Through Antero’s organic leasing program, the company added approximately 60 new drilling locations during the first nine months of the year, chairman, president and CEO Paul Rady said in the company’s third-quarter 2022 earnings call.
“We have continued to maintain our focus on our core acreage footprint with a particular emphasis of spending capital on organic lease acquisitions,” he said. “As opposed to larger transactions that can dilute our equity, create a large overhang on the stock and lever our balance sheet, we have preferred to pick up smaller, more tailored acreage packages within our core liquids-rich position in West Virginia, where we continue to see tremendous well results.”
Approximately half of Southwestern Energy’s production—887,668 boe/d—came from the Marcellus, which produced 441,111 boe/d in the first half of 2022. The company reported in the basin 18,431 bbl/d in oil production, as well as 2.53 Bcf/d in natural gas production.
In addition, Southwestern placed 14 wells with an average lateral length of approximately 15,600 ft in the Marcellus during the third quarter of 2022, COO Clay Carrell said on the company’s earnings call.
“Our superrich area in West Virginia accounted for eight of those wells, and our Marcellus and Utica dry gas acreage in Pennsylvania and Ohio accounted for the remaining Appalachia turn-in lines,” he continued. “In the fourth quarter, based on our superrich activity and the timing of completions, we anticipate holding oil volumes flat.”
Coterra Energy’s diverse portfolio has operations sprawled across the U.S. from the combined assets of Cabot Oil & Gas and Cimarex Energy.
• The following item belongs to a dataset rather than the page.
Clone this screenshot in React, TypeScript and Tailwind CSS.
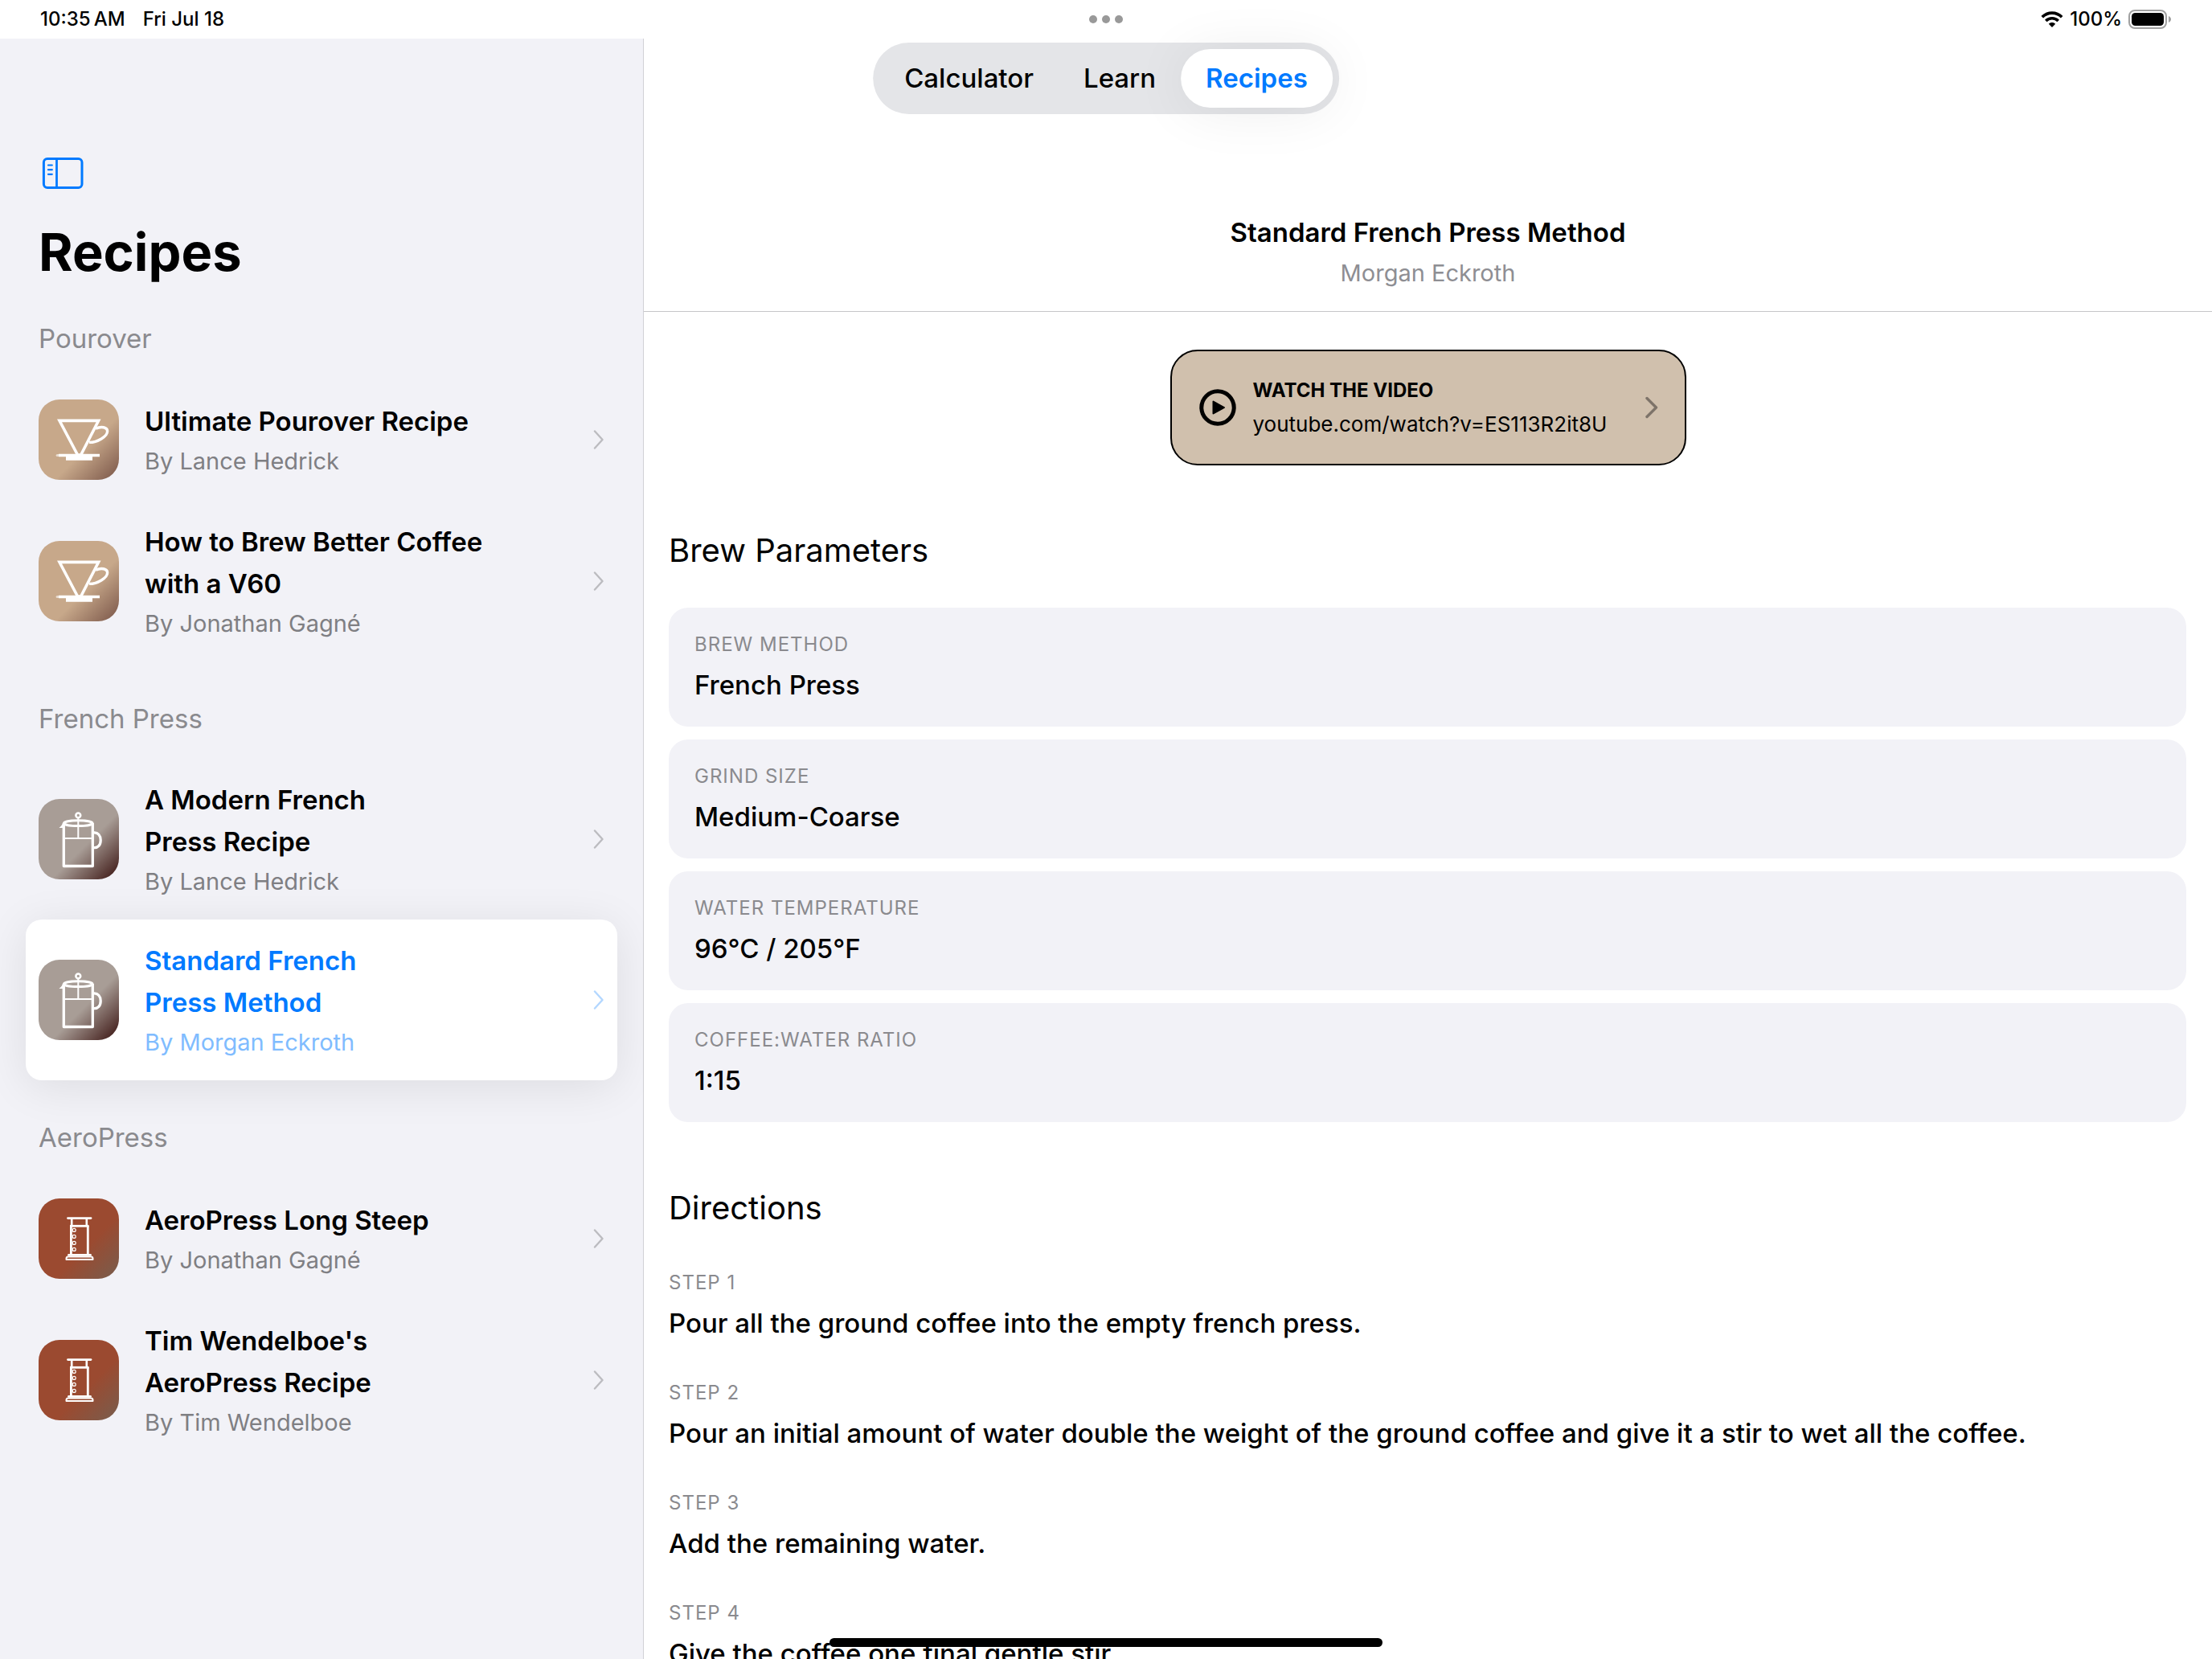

In the Marcellus shale, it holds approximately 177,000 net acres, the company reported on its website.
In the first half of the year, Coterra reported 436,933 boe/d produced in the Marcellus, compared to the total of 758,568 boe/d produced across the Marcellus, Permian and Anadarko basins combined. Additionally, it produced 2.62 Bcf/d of natural gas in the shale, approximately two-thirds of the 3.76 Bcf/d of natural gas produced across all the company’s assets.